I believe I’m pretty safe in saying that this did not happen in real life. The calendar may well have sometimes been uncomfortably out of sync with the seasons, but they had a prescribed way of correcting this by the use of their calendar’s 13th months, and they certainly would have made whatever correction was needed for the following year.

In summary then, the years would never have gotten far enough out of sync with the seasons to allow even one full year of slippage, so it follows that the years can be matched up directly to our present-day system of solar years. In other words, 70 years really does mean 70 years, ‘7 sevens’ really means 49 years, and ‘62 sevens’ really means 434 years.

Revisiting the Prophecy

Let’s look again at Daniel 9:25. The prophecy says, “From the issuing of the decree to restore and rebuild Jerusalem until the Anointed One, the ruler, comes, there will be seven ‘sevens,’ and sixty-two ‘sevens.’”

I checked with an Old Testament translation consultant on this verse asking, “Does the word for ‘decree’ have to be taken as singular, or could it be taken as plural, ‘decrees?’” The answer is that you really can’t determine from the text whether it’s singular or plural. It could be taken as either, depending on the context.

Most analysts, because they’re reading it in English, have taken this as a singular ‘decree’, and then they’re left with the task of choosing which one of three decrees to pay attention to. And then having just one starting point, they have to tie together the two separate time periods of 7 sevens and 62 sevens into a single period of 69 sevens, even though the prophecy doesn’t present them in this way.

The thing to think about then is, “What interpretation do we get if ‘decree’ is taken as plural?” This ends up being an important key that allows everything to fit, without having to resort to the mathematical manipulations of the 360-day year approximation. Making just this one adjustment, we now have: “From the issuing of the decrees to restore and rebuild Jerusalem until the Anointed One, the ruler, comes, there will be seven ‘sevens,’ and sixty-two ‘sevens.’” Read this a couple of times and think on what it might be saying.
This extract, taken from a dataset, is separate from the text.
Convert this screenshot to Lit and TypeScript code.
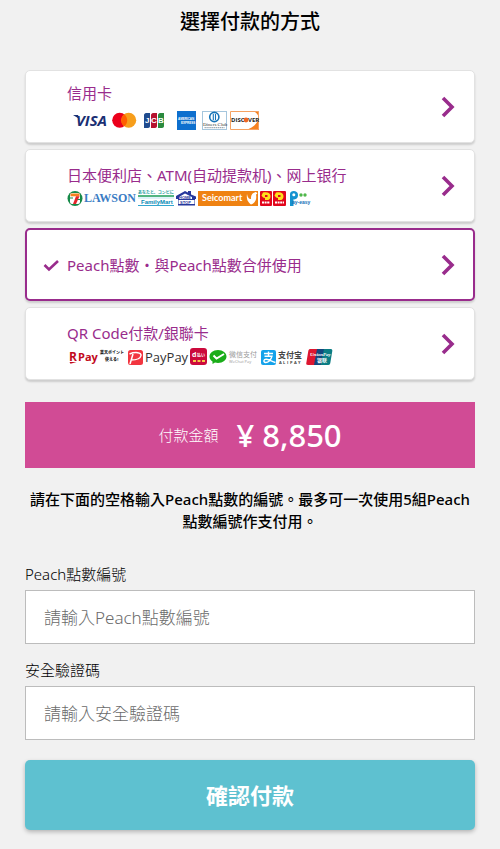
import { LitElement, html, css, svg } from "lit";
import { customElement, property, state } from "lit/decorators.js";
import { classMap } from "lit/directives/class-map.js";

const cardBrands = html`
  <svg class="brands" width="194" height="24" viewBox="0 -2 194 24" role="img" aria-label="VISA Mastercard JCB American Express Diners Club Discover">
    <path d="M6 5h5l1.500 4z" fill="#1a2f73" />
    <text x="9" y="16" font-size="15" font-weight="700" font-style="italic" font-family="Open Sans" fill="#1a2f73">VISA</text>
    <circle cx="52.7" cy="10.3" r="7.5" fill="#eb001b" />
    <circle cx="61.7" cy="10.3" r="7.5" fill="#f79e1b" />
    <path d="M57.2 4.3a7.5 7.5 0 0 1 0 12a7.5 7.5 0 0 1 0-12z" fill="#ff5f00" />
    <path d="M79 3h4v13c0 1-.8 2-2 2h-4V5c0-1 1-2 2-2z" fill="#1f4b8e" />
    <path d="M86 3h4v13c0 1-.8 2-2 2h-4V5c0-1 1-2 2-2z" fill="#b5132f" />
    <path d="M93 3h4v13c0 1-.8 2-2 2h-4V5c0-1 1-2 2-2z" fill="#2a8a3e" />
    <text y="13" font-size="8" font-weight="700" font-family="Liberation Sans" fill="#fff"><tspan x="78">J</tspan><tspan x="84">C</tspan><tspan x="91">B</tspan></text>
    <rect x="110" y="1" width="19" height="19" fill="#0d6fce" />
    <text x="111" y="10" font-size="3" font-weight="700" font-family="Liberation Sans" fill="#fff">AMERICAN</text>
    <text x="114" y="14" font-size="3" font-weight="700" font-family="Liberation Sans" fill="#fff">EXPRESS</text>
    <rect x="135.5" y="1.5" width="24" height="18" fill="#fff" stroke="#a5c6dd" />
    <circle cx="147.3" cy="7" r="4.6" fill="#fff" stroke="#1574b8" stroke-width="1.6" />
    <path d="M146.3 4v6M148.5 4v6" stroke="#1574b8" stroke-width="1.1" />
    <text x="136" y="16" font-size="5" font-family="Liberation Serif" fill="#333">Diners Club</text>
    <path d="M137.5 17.7h20" stroke="#8795a1" stroke-dasharray="1.4 .5" />
    <path d="M163 1h29v19h-29z" fill="#fff" />
    <path d="M178 20c8-2 12-6 14-12V20zM186 1c3 1 5 3 5.500 6V1z" fill="#f58220" />
    <path d="M163.500 1.500h28v18h-28z" fill="none" stroke="#f5a262" />
    <text y="12" font-size="6" font-weight="700" font-family="Open Sans" fill="#222"><tspan x="164">DISC</tspan><tspan x="181">VER</tspan></text>
    <circle cx="179" cy="10" r="2.400" fill="#ee6623" />
  </svg>
`;

const dailyBadge = (x: number, w: number) => svg`
  <rect x=${x} y="1" width=${w} height="15" rx="1" fill="#e2061c" />
  <path d="M${x + 3} 2.500c4-1 7.500 0 7.500 3.500s-2 4.500-5.500 4V8c-2 0-2.500-1-3.500-2.500z" fill="#ffdf1b" />
  <path d="M${x + 5} 5h2.500v2H${x + 5}z" fill="#e2061c" />
  <path d="M${x + 2} 12.500h${w - 4}" stroke="#fff" stroke-width="2" stroke-dasharray="2 .6" />
`;

const storeBrands = html`
  <svg class="brands" width="244" height="17" viewBox="0 0 244 17" role="img" aria-label="7-Eleven LAWSON FamilyMart Home Stop Seicomart Daily Pay-easy">
    <circle cx="8" cy="8.500" r="7.500" fill="#168a49" />
    <rect x="3" y="3" width="10" height="11" rx="2" fill="#fff" />
    <path d="M3.500 3.500h9v2.800H3.500z" fill="#f58220" />
    <path d="M9 6.300h3.500L9 14H6z" fill="#e4252b" />
    <path d="M3 8h3M10.500 9.500H13" stroke="#168a49" stroke-width="1.200" />
    <text x="17" y="12" font-size="12" font-weight="700" font-family="Liberation Serif" fill="#3a7cc4">LAWSON</text>
    <text x="71" y="4" font-size="4" font-weight="700" font-family="Noto Sans CJK JP" fill="#159a9a">あなたと、コンビに</text>
    <path d="M71 6h36" stroke="#1a9e58" stroke-width="1.600" />
    <path d="M71 8h36" stroke="#bfe6f2" />
    <text x="74" y="14" font-size="6" font-weight="700" font-family="Liberation Sans" fill="#0689b5">FamilyMart</text>
    <path d="M71 15.500h36" stroke="#33a6cf" />
    <path d="M109 6l9-5 3 1.500V1h3v3.500l5 2V9h-1v6.500h-17V9h-2z" fill="#26379c" />
    <path d="M112 7l6-3.500 7 3.500v2h-13zM111.500 10h16v4h-16z" fill="#fff" />
    <text x="112" y="9" font-size="4" font-weight="700" font-family="Liberation Sans" fill="#26379c">HOME</text>
    <text x="113" y="14" font-size="4" font-weight="700" font-family="Liberation Sans" fill="#26379c">STOP</text>
    <rect x="131" y="1" width="60" height="15" fill="#ef8212" />
    <text x="135" y="11" font-size="9" font-weight="700" font-family="Lato" fill="#fff">Seicomart</text>
    <path d="M180 4c1 5 3 5 4 5 0-4 1-6 5-7l1.500 1.500-1.500 1c1 5-1 8.500-5 10-2-2-5-4-4-10.500z" fill="#fff" />
    ${dailyBadge(193, 12)} ${dailyBadge(206, 13)}
    <path d="M223 16V4c0-4 8-4 8 .8 0 4-2.500 5-4.500 4.500V16z" fill="#1593d0" />
    <circle cx="226.800" cy="4.800" r="1.500" fill="#fff" />
    <circle cx="234" cy="5" r="1.700" fill="#4fb74a" />
    <circle cx="238" cy="5" r="1.700" fill="#4fb74a" />
    <text x="225" y="14" font-size="5" font-weight="700" font-family="Liberation Sans" fill="#1570b8">ay-easy</text>
  </svg>
`;

const qrBrands = html`
  <svg class="brands" width="266" height="17" viewBox="0 0 266 17" role="img" aria-label="R Pay PayPay d払い WeChat Pay ALIPAY UnionPay">
    <text x="2" y="13" font-size="12" font-weight="700" font-family="Open Sans" fill="#c20a20">R</text>
    <path d="M2.500 14h7l-6 1.800z" fill="#c20a20" />
    <text x="11" y="13" font-size="11" font-weight="700" font-family="Open Sans" fill="#c20a20">Pay</text>
    <text x="33" y="6" font-size="4" font-weight="900" font-family="Noto Sans CJK JP" fill="#222">楽天ポイント</text>
    <text x="38" y="13" font-size="4" font-weight="900" font-family="Noto Sans CJK JP" fill="#222">使える!</text>
    <rect x="61" y="2" width="15" height="15" rx="2.500" fill="#f2353f" />
    <path d="M63 16l3-10M62.500 6c6-2.500 12-1.500 11.500 1.500s-5 4.500-10 4.500" fill="none" stroke="#fff" stroke-width="1.500" />
    <text x="78" y="14" font-size="13" font-family="Open Sans" fill="#333">PayPay</text>
    <rect x="123" y="0" width="17" height="17" rx="3" fill="#cb0a3c" />
    <text x="125" y="9" font-size="7" font-weight="700" font-family="Open Sans" fill="#fff">d</text>
    <text x="130" y="9" font-size="4" font-weight="700" font-family="Noto Sans CJK JP" fill="#fff">払い</text>
    <path d="M126 13h3M130.500 13h3M135 13h3" stroke="#f7c64b" stroke-width="2" />
    <path d="M151 2c5 0 8.500 3 8.500 6.500S156 15 151 15c-1 0-2-.1-3-.4L145.500 16v-2.400c-2-1.300-3-3-3-5.100C142.500 5 146 2 151 2z" fill="#1aad19" />
    <path d="M146.500 7.500l3 3 7.500-4.500" fill="none" stroke="#fff" stroke-width="2" />
    <text x="162" y="9" font-size="7" font-family="Noto Sans CJK SC" fill="#999">微信支付</text>
    <text x="162" y="15" font-size="4" font-family="Open Sans" fill="#999">WeChat Pay</text>
    <rect x="194" y="2" width="15" height="15" rx="2" fill="#15a2ea" />
    <path d="M197 5.500h9M201.500 3.500v4.500M197.500 8.200h7.500c-1 4-4 6.500-6.500 6.300-2.500-.5-2-3.500 1-3.200 3 .3 5 2 9 3.200" fill="none" stroke="#fff" stroke-width="1.400" />
    <text x="211" y="10" font-size="8" font-weight="700" font-family="Noto Sans CJK SC" fill="#444">支付宝</text>
    <text y="16" font-size="4" font-weight="700" font-family="Open Sans" fill="#444"><tspan x="212">A</tspan><tspan x="216">L</tspan><tspan x="220">I</tspan><tspan x="223">P</tspan><tspan x="227">A</tspan><tspan x="231">Y</tspan></text>
    <path d="M243 1h10l-3 16h-9c-1.500 0-2-1-1.700-2l2-12c.2-1 .7-2 1.700-2z" fill="#dd1630" />
    <path d="M250 1h8l-3 16h-8z" fill="#13477d" />
    <path d="M257 1h7c1 0 1.500 1 1.300 2l-2 12c-.2 1-.8 2-2 2h-7.600z" fill="#0b7d84" />
    <text x="243" y="8" font-size="5" font-weight="700" font-style="italic" font-family="Liberation Serif" fill="#fff">UnionPay</text>
    <text x="250" y="14" font-size="5" font-weight="700" font-family="Noto Sans CJK SC" fill="#fff">银联</text>
  </svg>
`;

@customElement("payment-option")
export class PaymentOption extends LitElement {
  @property() label = "";
  @property({ attribute: false }) brands: unknown = null;
  @property({ type: Boolean }) selected = false;

  static styles = css`
    :host {
      display: block;
    }
    .card {
      box-sizing: border-box;
      display: flex;
      align-items: center;
      width: 100%;
      min-height: 73px;
      margin: 0;
      padding: 0 18px 0 16px;
      border: 1px solid #e2e2e2;
      border-radius: 5px;
      background: #fff;
      box-shadow: 0 2px 2px rgba(0, 0, 0, 0.15);
      color: #992c8c;
      font: inherit;
      line-height: 22px;
      text-align: left;
      cursor: pointer;
    }
    .card.selected {
      padding: 0 17px 0 15px;
      border: 2px solid #992c8c;
    }
    .mark {
      flex: none;
      display: flex;
      width: 25px;
    }
    .body {
      flex: 1;
      display: flex;
      flex-direction: column;
      gap: 4px;
    }
    .brands {
      display: block;
    }
    .chevron {
      flex: none;
    }
  `;

  render() {
    return html`
      <button
        class=${classMap({ card: true, selected: this.selected })}
        type="button"
        aria-pressed=${this.selected ? "true" : "false"}
      >
        <span class="mark">
          ${this.selected
            ? html`<svg width="18" height="14" viewBox="0 0 18 14" aria-hidden="true">
                <path d="M2.500 7l4.500 4.500L16 3" fill="none" stroke="#992c8c" stroke-width="2.600" />
              </svg>`
            : null}
        </span>
        <span class="body"><span>${this.label}</span>${this.brands}</span>
        <svg class="chevron" width="15" height="22" viewBox="0 0 15 22" aria-hidden="true">
          <path d="M2 2l9 9-9 9" fill="none" stroke="#992c8c" stroke-width="3.600" />
        </svg>
      </button>
    `;
  }
}

@customElement("app-root")
export class AppRoot extends LitElement {
  @state() private chosen = 2;

  private options = [
    { label: "信用卡", brands: cardBrands },
    { label: "日本便利店、ATM(自动提款机)、网上银行", brands: storeBrands },
    { label: "Peach點數・與Peach點數合併使用", brands: null },
    { label: "QR Code付款/銀聯卡", brands: qrBrands },
  ];

  static styles = css`
    :host {
      display: block;
      box-sizing: border-box;
      min-height: 100vh;
      padding: 8px 25px 20px;
      background: #f1f1f1;
      color: #000;
      font-family: "Noto Sans", "Noto Sans CJK TC", sans-serif;
      font-size: 15px;
      line-height: 22px;
    }
    h1 {
      margin: 0 0 34px;
      font-size: 20px;
      line-height: 28px;
      font-weight: 500;
      text-align: center;
    }
    .options {
      display: flex;
      flex-direction: column;
      gap: 6px;
    }
    .total {
      display: flex;
      align-items: center;
      justify-content: center;
      gap: 18px;
      min-height: 66px;
      margin: 22px 0 20px;
      background: #d14b95;
      color: #fff;
    }
    .total-label {
      font-weight: 300;
    }
    .amount {
      font-size: 31px;
      line-height: 40px;
      font-weight: 500;
    }
    .hint {
      margin: 0 0 31px;
      font-weight: 500;
      text-align: center;
    }
    .field {
      display: flex;
      flex-direction: column;
      gap: 5px;
      margin-bottom: 15px;
    }
    label {
      font-weight: 300;
    }
    input {
      box-sizing: border-box;
      width: 100%;
      height: 54px;
      padding: 0 18px;
      border: 1px solid #bcbcbc;
      border-radius: 0;
      background: #fff;
      color: #000;
      font: inherit;
      font-size: 17px;
      font-weight: 300;
    }
    input::placeholder {
      color: #6b6b6b;
    }
    .submit {
      display: block;
      width: 100%;
      min-height: 70px;
      margin-top: 20px;
      padding: 0;
      border: 0;
      border-radius: 5px;
      background: #5ec1d0;
      box-shadow: 0 2px 4px rgba(0, 0, 0, 0.25);
      color: #fff;
      font: inherit;
      font-size: 22px;
      font-weight: 700;
      cursor: pointer;
    }
  `;

  render() {
    return html`
      <h1>選擇付款的方式</h1>
      <div class="options">
        ${this.options.map(
          (o, i) => html`
            <payment-option
              .label=${o.label}
              .brands=${o.brands}
              .selected=${i === this.chosen}
              @click=${() => (this.chosen = i)}
            ></payment-option>
          `
        )}
      </div>
      <div class="total">
        <span class="total-label">付款金額</span>
        <span class="amount">¥ 8,850</span>
      </div>
      <p class="hint">請在下面的空格輸入Peach點數的編號。最多可一次使用5組Peach點數編號作支付用。</p>
      <div class="field">
        <label for="points">Peach點數編號</label>
        <input id="points" type="text" placeholder="請輸入Peach點數編號" />
      </div>
      <div class="field">
        <label for="pin">安全驗證碼</label>
        <input id="pin" type="text" placeholder="請輸入安全驗證碼" />
      </div>
      <button class="submit" type="button">確認付款</button>
    `;
  }
}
There was more than one decree. From history we know this to be true. And Gabriel is talking about more than one time period – a period of 7 sevens, and a period of 62 sevens. He does not lump them together into a single period of 69 sevens as has been done in most interpretations of this prophecy. So it’s quite reasonable to read this as two separate time periods, each initiated by a decree.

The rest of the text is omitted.